As a neighbouring Canadian, frankly it’s scary because the “fear side” is still such a strong force today. As our prime minister Justin Trudeau shared a few months ago

fear does not make us safer, it makes us weaker…painting a group with a broad brush is not just ignorant, it’s irresponsible.

Is being a billionaire, and a celebrity so blinding? Since when did the controlling, and condemning stances on every issue become acceptable? Isn’t this how a certain Chancellor rose to power? Playing into vindication, blame, and prejudice?

It’s a dangerous combination – $$ from a “conquer at any cost” combined with political power to make laws other people must follow.

Led by someone who has to keep reminding everyone

I’m a nice guy…

in case you forgot.

It reminded me of the way some private equity companies go into fledging businesses.  Bulldoze. Toss. Win-lose.  Behaviour where $$ is the only bottom line driver, and people are thrown.
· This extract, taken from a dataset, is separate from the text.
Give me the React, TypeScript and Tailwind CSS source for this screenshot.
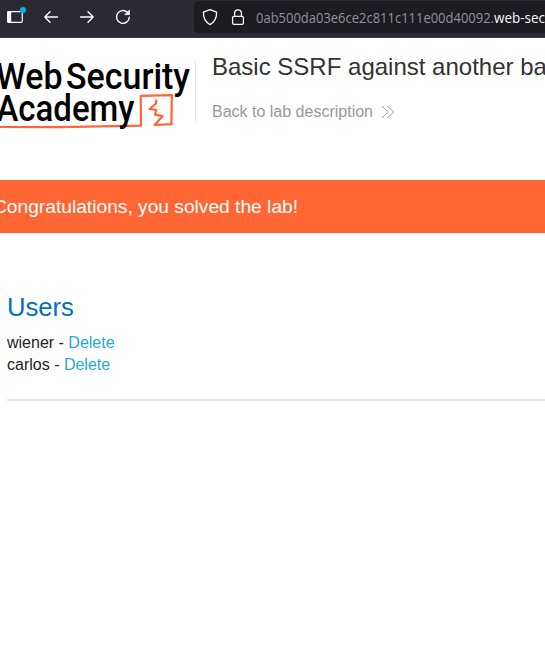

It’s an attitude I saw firsthand as I watched one past friend turned multi-millionaire shockingly become condemning, and irresponsible in her business dealings when too much $$, and trusted power got into her hands. A growing arrogance, and spoiled nature seems to be consistent traits of something I began to notice.

Their souls aren’t in it.

There’s a lack of ability to listen to others, a lost capacity for compassion, and plenty of judgment.

The opposite of Martin Luther King, Mother Theresa, Gandhi, the Dalai Lama, and I believe Lincoln.

Their souls are in it.

It’s what I believe is the best way to encourage positive change.

Follow your soul.

How will you live more from your soul in your own life today?